━━━━━ Data provided ━━━━━
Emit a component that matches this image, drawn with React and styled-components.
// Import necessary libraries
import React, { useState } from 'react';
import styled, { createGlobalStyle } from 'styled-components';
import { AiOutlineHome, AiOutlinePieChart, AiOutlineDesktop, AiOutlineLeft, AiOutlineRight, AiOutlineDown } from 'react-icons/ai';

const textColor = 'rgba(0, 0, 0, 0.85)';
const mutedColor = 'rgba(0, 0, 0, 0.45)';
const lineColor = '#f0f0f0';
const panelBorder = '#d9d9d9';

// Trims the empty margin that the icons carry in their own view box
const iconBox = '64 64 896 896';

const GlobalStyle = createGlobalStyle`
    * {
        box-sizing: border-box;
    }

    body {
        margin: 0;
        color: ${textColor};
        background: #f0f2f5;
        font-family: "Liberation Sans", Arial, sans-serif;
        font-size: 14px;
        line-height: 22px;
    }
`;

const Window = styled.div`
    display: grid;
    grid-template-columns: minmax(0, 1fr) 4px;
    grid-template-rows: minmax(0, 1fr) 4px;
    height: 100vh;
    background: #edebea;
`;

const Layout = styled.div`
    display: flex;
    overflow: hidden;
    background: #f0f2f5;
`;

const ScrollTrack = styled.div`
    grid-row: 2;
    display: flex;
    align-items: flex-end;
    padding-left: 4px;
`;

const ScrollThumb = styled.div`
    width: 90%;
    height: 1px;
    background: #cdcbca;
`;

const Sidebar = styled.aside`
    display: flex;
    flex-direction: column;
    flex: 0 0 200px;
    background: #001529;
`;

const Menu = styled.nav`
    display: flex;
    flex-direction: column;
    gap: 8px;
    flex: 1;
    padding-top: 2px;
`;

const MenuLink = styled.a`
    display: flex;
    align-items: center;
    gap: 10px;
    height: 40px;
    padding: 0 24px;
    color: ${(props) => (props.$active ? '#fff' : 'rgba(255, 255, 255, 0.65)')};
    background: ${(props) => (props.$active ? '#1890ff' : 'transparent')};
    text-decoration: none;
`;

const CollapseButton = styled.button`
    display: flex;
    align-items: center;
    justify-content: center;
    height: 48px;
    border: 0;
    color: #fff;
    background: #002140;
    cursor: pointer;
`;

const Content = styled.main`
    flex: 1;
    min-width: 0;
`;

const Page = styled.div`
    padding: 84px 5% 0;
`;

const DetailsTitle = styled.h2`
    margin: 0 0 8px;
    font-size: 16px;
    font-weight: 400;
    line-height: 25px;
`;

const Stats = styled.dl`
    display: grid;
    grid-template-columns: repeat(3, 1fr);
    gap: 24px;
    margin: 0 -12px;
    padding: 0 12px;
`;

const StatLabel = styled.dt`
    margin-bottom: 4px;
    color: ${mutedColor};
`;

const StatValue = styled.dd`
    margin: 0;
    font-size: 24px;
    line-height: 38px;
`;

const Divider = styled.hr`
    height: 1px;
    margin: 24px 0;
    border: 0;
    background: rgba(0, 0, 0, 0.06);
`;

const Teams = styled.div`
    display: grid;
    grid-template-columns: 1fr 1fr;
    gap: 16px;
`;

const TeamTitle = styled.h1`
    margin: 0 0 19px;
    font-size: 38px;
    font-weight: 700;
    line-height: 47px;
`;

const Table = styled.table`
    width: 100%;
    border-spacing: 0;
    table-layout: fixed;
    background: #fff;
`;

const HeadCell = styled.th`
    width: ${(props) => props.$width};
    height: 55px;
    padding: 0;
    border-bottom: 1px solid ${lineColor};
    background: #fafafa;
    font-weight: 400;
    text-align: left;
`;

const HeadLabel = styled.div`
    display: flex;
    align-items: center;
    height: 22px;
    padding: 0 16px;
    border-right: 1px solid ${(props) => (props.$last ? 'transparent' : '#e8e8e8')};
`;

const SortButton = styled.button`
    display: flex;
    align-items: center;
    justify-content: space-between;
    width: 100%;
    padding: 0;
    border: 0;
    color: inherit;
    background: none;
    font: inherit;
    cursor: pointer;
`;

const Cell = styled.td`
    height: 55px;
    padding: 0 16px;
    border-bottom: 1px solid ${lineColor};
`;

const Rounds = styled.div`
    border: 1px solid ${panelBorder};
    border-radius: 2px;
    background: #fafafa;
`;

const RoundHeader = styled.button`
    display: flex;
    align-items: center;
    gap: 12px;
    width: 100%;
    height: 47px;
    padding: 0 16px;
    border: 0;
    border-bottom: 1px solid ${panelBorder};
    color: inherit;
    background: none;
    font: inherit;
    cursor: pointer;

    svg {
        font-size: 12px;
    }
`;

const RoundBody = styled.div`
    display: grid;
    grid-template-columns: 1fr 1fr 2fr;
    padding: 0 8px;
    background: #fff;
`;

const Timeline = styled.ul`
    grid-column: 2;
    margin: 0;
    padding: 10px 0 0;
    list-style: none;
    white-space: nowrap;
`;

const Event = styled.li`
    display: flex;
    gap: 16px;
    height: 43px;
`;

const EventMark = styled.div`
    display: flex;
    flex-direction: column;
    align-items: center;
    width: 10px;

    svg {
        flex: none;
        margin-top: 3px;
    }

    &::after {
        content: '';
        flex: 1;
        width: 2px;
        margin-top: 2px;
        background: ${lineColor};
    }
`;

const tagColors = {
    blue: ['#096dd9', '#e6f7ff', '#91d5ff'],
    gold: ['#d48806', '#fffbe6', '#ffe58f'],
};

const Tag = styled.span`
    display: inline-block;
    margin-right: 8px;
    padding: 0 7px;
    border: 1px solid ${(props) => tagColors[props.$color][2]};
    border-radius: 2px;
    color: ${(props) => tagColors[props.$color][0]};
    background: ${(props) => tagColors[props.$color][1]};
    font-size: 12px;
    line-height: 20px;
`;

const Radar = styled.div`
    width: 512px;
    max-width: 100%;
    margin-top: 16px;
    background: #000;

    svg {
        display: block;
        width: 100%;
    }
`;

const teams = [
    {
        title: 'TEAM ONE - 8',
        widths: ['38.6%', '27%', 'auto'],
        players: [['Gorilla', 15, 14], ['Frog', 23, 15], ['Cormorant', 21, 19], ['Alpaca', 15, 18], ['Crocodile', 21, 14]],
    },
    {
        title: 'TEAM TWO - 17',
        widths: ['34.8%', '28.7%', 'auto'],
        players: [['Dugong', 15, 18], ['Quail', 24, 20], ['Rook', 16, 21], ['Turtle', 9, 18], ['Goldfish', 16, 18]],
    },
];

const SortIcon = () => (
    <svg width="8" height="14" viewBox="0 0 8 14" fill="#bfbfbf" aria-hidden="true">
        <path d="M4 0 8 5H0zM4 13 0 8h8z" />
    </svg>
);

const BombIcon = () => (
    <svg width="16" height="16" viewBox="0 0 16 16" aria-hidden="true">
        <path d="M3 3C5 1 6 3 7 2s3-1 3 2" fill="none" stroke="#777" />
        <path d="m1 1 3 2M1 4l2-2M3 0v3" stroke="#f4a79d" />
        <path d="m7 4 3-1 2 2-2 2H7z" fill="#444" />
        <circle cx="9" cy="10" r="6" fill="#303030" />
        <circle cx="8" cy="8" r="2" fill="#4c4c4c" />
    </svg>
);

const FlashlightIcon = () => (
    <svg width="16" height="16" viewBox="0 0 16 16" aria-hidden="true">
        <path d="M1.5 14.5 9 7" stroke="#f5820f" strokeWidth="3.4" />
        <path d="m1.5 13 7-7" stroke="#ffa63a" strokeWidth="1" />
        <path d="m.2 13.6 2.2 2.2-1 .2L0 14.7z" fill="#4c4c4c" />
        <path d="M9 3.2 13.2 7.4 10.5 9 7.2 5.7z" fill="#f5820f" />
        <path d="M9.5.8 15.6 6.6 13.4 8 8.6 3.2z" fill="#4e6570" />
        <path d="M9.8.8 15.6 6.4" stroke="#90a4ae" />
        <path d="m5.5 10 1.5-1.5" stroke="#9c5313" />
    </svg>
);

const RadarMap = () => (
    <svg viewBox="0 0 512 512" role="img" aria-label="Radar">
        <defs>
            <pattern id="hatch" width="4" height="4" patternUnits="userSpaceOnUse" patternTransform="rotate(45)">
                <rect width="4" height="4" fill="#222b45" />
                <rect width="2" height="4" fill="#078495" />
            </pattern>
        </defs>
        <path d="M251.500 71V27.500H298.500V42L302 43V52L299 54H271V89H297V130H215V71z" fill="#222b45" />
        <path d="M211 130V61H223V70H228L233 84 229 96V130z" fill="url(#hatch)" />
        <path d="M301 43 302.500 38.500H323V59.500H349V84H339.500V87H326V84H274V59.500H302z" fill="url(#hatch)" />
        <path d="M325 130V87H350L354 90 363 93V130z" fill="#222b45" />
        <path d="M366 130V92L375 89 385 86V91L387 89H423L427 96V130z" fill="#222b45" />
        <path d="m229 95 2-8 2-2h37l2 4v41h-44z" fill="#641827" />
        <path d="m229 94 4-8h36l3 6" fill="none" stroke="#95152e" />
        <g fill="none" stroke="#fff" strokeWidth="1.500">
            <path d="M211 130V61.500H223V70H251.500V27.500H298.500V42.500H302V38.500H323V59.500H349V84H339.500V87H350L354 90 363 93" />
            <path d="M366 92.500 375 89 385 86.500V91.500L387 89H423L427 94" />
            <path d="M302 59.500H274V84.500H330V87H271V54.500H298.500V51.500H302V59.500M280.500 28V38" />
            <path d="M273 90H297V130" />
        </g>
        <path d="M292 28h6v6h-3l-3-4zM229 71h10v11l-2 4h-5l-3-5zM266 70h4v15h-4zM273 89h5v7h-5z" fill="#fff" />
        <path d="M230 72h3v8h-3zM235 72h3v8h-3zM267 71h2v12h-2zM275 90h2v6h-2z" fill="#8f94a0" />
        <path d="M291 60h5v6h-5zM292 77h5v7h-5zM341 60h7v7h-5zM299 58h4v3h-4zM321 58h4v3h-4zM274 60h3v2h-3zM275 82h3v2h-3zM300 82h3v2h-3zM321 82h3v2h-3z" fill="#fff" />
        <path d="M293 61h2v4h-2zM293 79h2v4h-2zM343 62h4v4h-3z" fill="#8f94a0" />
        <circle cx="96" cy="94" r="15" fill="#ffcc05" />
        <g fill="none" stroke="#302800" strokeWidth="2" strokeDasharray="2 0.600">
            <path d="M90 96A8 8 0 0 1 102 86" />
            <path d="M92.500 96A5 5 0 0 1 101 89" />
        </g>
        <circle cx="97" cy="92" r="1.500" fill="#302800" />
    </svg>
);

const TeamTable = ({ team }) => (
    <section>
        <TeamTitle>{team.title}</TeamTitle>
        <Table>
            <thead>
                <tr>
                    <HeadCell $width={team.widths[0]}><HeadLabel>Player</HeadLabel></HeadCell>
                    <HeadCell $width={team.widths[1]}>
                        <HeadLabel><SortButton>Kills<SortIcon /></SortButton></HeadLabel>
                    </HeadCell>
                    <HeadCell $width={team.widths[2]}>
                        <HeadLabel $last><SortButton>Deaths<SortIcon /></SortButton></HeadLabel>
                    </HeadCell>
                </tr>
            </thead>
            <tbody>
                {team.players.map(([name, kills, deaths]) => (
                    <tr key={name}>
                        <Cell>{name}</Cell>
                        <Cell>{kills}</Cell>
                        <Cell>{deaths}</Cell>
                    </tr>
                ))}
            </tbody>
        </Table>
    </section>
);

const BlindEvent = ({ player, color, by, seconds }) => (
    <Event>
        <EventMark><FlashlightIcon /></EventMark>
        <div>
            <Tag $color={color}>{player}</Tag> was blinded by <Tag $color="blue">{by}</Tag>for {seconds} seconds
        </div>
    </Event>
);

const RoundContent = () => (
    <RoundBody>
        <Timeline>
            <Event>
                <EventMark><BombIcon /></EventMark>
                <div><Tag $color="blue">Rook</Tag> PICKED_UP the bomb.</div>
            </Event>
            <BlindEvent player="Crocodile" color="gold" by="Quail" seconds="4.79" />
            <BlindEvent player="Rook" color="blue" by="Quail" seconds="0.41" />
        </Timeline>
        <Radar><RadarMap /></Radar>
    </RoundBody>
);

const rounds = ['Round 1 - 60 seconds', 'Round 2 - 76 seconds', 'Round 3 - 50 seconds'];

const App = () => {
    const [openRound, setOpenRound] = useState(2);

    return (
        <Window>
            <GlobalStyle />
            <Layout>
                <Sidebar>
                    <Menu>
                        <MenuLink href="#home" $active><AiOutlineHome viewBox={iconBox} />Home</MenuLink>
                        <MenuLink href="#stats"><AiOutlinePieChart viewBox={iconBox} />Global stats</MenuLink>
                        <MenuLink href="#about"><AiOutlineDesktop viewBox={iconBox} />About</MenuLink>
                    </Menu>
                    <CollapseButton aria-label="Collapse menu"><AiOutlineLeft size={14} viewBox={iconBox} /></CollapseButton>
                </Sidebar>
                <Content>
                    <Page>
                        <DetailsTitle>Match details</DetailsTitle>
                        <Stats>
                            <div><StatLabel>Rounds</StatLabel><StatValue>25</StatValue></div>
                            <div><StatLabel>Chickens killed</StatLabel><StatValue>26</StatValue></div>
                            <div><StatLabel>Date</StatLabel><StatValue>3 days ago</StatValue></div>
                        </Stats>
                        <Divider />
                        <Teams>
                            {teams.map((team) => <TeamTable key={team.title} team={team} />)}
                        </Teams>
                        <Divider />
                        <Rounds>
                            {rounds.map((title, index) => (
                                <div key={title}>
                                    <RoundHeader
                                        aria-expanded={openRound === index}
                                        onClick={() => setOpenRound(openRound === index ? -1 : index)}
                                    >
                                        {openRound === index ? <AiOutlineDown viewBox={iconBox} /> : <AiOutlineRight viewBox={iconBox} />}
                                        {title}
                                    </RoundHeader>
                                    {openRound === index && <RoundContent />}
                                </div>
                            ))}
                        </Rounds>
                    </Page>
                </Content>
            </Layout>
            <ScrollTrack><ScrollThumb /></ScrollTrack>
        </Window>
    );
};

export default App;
━━━━━
Report how many lines in this data include the string "components", and nothing else.

-- Solution to this problem --
2